Director: Sam Mendes
Writer: Neal Purvis, Robert Wade, and John Logan
Stars: Daniel Craig, Javier Bardem, Judi Dench, and Ben Whishaw
We begin on a mission where James Bond (Daniel Craig) has arrived too late, and a critical hard drive containing the real names and aliases of all undercover N.A.T.O. operatives has been stolen. The cat & mouse chase between Bond and the enemy operative leads across the streets, on the rooftops, and through the markets of Istanbul. We end on top of a moving passenger train where Bond is accidentally shot by his fellow MI-6 agent Eve (Naomie Harris) under orders from M (Judi Dench) and plummets to a river below. Cut-to opening song and credits.
With Bond presumed dead, MI-6 intelligence compromised, and a new administration in power, M finds herself under pressure from her new superior, Gareth Mallory (Ralph Fiennes), to resign; she refuses. In route to MI-6 headquarters she discovers the stolen hard drive is being accessed and orders it to be traced. Quickly they determine the hard drive is being remotely accessed from her own computer. But before M reaches headquarters a gas explosion compromises the building.
Under threat by an unknown enemy, MI-6 retreats to secondary subterranean offices. Bond, learning of the attack while on some tropical paradise, reports back for duty. Before he is allowed back into active service he must past a number of physical and psychological test; which M states he does. Back in action, he reports to his new “Q”uartermaster (Ben Whishaw) for his assignment and his equipment.
This is the first Craig Bond film that feels like a traditional Bond film. The director, Sam Mendes, is obviously a Bond fan and peppers the movie with a number of references to past films. His action set pieces are the best of the series, and are on par with the best of the Bourne films. Mendes also bookends the movie with two vastly different sequences that perfectly illustrate the journey of the characters and the audience. Istanbul is bright, crowded, and full of color occurring during the day. Scotland is damp, grey, and empty ending at night. In the beginning Bond is full of energy and support, at the end he is battered and basically alone.

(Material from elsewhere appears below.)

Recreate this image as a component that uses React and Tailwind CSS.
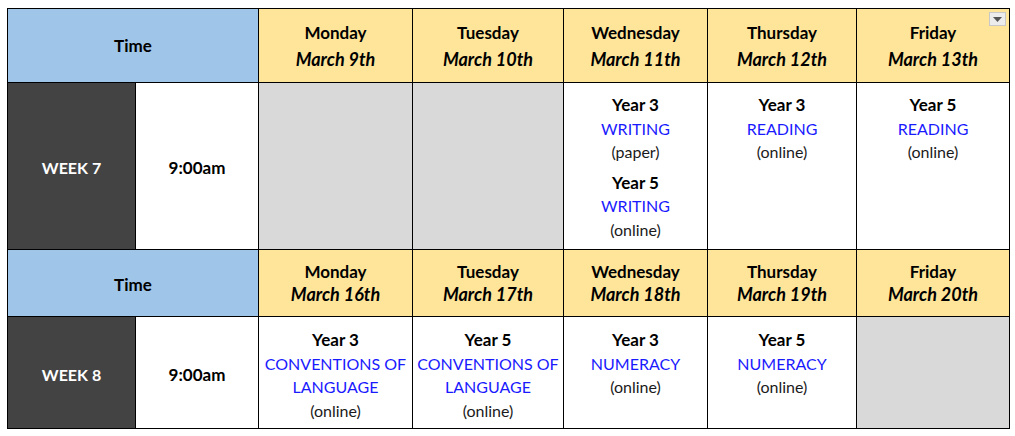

The story is simple and straightforward, as well as focuses on character development and motivation–probably the only time in Bond film history where all those things come together. You understand where Silva (Javier Bardem), the antagonist, is coming from and what he wants to accomplish. For the first time M’s career decisions are shown to have severe ramifications. Her cold calculating choice in Hong Kong years past resulted in the death of many in the present. Also, you learn more of Bond’s past in Skyfall. Where he came from and what happened to his family. Why M likes him so much.
The story is brought to life with success by the excellent cast, both old and new. Daniel Craig has made Bond his own, and more importantly he has made the character grow from film to film. The Bond of Skyfall is not the same one as Casino Royale; he is more jaded; tired of the business; in need of a reason to go on. Javier Bardem continues to prove that if you need a bad guy with a bad haircut, then he is your man. But whereas his Anton Chigurho of No Country for Old Men is a one-dimensional force of nature, his Silva is nuance and more humane.
The new additions of Naomie Harris, Ralph Fiennes, and Ben Whishaw will also benefit the franchise in years to come. Ben Whishaw in particular stands out as a new Q for a new time; both understanding the power of technology and eventually its limits. He was cheekiley brought down a peg by Silva, but the character was made better for it in the long run.
As a purely Bond film with all the traditions–and baggage–that implies, Skyfall stands as Daniel Craig’s best entry into the franchise.